This algorithm has a O(n log n) complexity, since the decomposition part of it has a complexity of log n and the comparison part of it has a complexity of n.

image.png

A possible implementation could be the following:

const arr = [3,2,1,4,6,5,7,9,8,10]

// Merge function
const merge = (arr1, arr2) => {
    const results = []
    let i = 0
    let j = 0

    while (i < arr1.length && j < arr2.length) {
        if (arr2[j] > arr1[i]) {
            results.push(arr1[i])
            i++
        } else {
            results.push(arr2[j])
            j++
        }
    }

    while (i < arr1.length) {
        results.push(arr1[i])
        i++
    }

    while (j < arr2.length) {
        results.push(arr2[j])
        j++
    }

    return results
}

const mergeSort = arr => {
    if (arr.length <= 1) return arr
    let mid = Math.floor(arr.length/2)
    let left = mergeSort(arr.slice(0,mid))
    let right = mergeSort(arr.slice(mid))
    return merge(left, right)
}

console.log(mergeSort(arr)) // [1,2,3,4,5,6,7,8,9,10]

Quick sort

Quick sort works by selecting one element (called “the pivot”) and finding the index where the pivot should end up in the sorted array.

The runtime of quicksort depends in part on how the pivot is selected.
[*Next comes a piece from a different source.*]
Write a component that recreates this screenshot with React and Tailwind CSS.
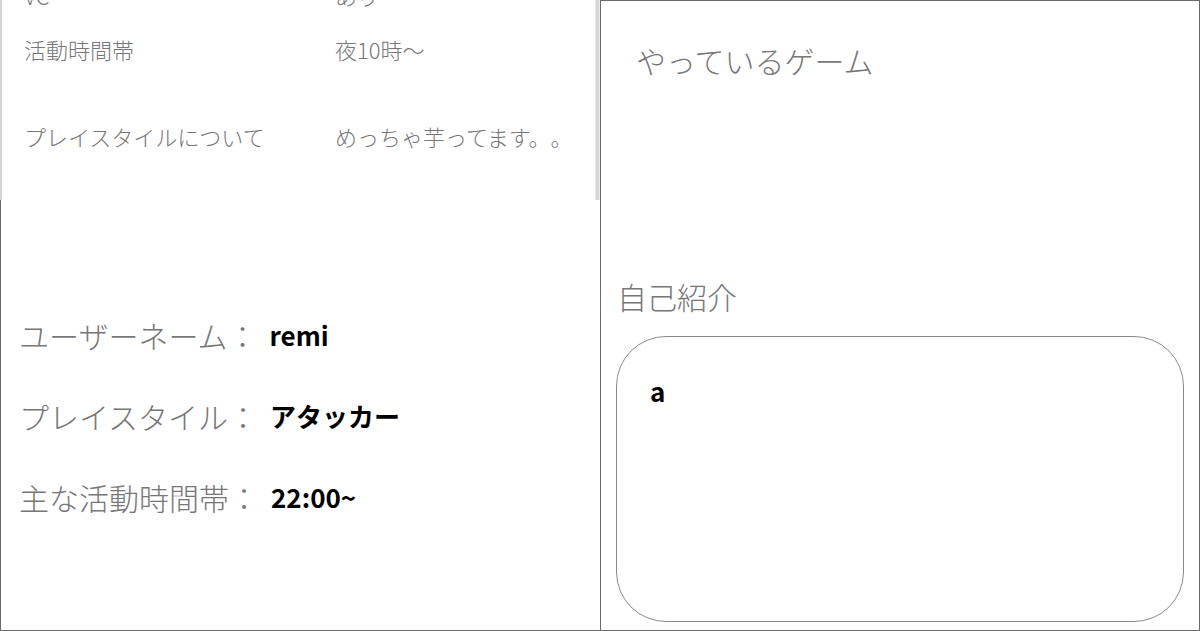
export default function App() {
  const jp = { fontFamily: '"Noto Sans CJK JP", "Noto Sans", sans-serif' }

  const topRows = [
    { label: 'VC', value: 'あり', h: 'h-[44px]' },
    { label: '活動時間帯', value: '夜10時〜', h: 'h-[64px]' },
    { label: 'プレイスタイルについて', value: 'めっちゃ芋ってます。。', h: 'h-[110px]' },
  ]

  const profile = [
    { label: 'ユーザーネーム', value: 'remi' },
    { label: 'プレイスタイル', value: 'アタッカー' },
    { label: '主な活動時間帯', value: '22:00~' },
  ]

  return (
    <div className="flex w-[1200px] h-[631px] bg-white overflow-hidden [text-spacing-trim:space-all]" style={jp}>
      {/* left column */}
      <div className="w-[600px] h-[631px] flex flex-col border-l border-b border-[#6b6b6b]">
        <div className="relative h-[200px] overflow-hidden -ml-px border-l-2 border-[#d4d4d4]">
          <div className="-mt-[27px] pl-[22px]">
            {topRows.map((row) => (
              <div key={row.label} className={`flex items-center ${row.h}`}>
                <span className="w-[311px] text-[22px] leading-none font-light text-[#777]">{row.label}</span>
                <span className="text-[22px] leading-none font-light text-[#777]">{row.value}</span>
              </div>
            ))}
          </div>
          <div className="absolute top-0 right-0 w-[5px] h-[200px] bg-[#d6d6d6] border-x border-[#ececec]" />
        </div>

        <div className="flex flex-col gap-[51px] pl-[18px] pt-[120px]">
          {profile.map((p) => (
            <div key={p.label} className="flex items-center h-[30px]">
              <span className="text-[30px] leading-none font-light text-[#777]">{p.label}：</span>
              <span className="ml-[12px] text-[26px] leading-none font-bold text-black">{p.value}</span>
            </div>
          ))}
        </div>
      </div>

      {/* right column */}
      <div className="w-[600px] h-[631px] flex flex-col border border-[#6b6b6b] pl-[15px] pr-[15px]">
        <h2 className="mt-[44px] ml-[20px] text-[30px] leading-none font-light text-[#777]">やっているゲーム</h2>
        <h2 className="mt-[206px] ml-[1px] text-[30px] leading-none font-light text-[#777]">自己紹介</h2>
        <div className="mt-[25px] h-[286px] rounded-[50px] border border-[#8a8a8a] pl-[33px] pt-[41px]">
          <p className="text-[26px] leading-none font-bold text-black">a</p>
        </div>
      </div>
    </div>
  )
}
Ideally, it should be roughly the median value of the dataset being sorted.

The steps the algorithm takes are the following:

  • Identify the pivot value and place it in the index it should be.
  • Recursively execute the same process on each “half” of the data structure.

This algorithm has a O(n log n) complexity.

image.png

A possible implementation could be the following:

const arr = [3,2,1,4,6,5,7,9,8,10]

const pivot = (arr, start = 0, end = arr.length - 1) => {
    const swap = (arr, idx1, idx2) => [arr[idx1], arr[idx2]] = [arr[idx2], arr[idx1]]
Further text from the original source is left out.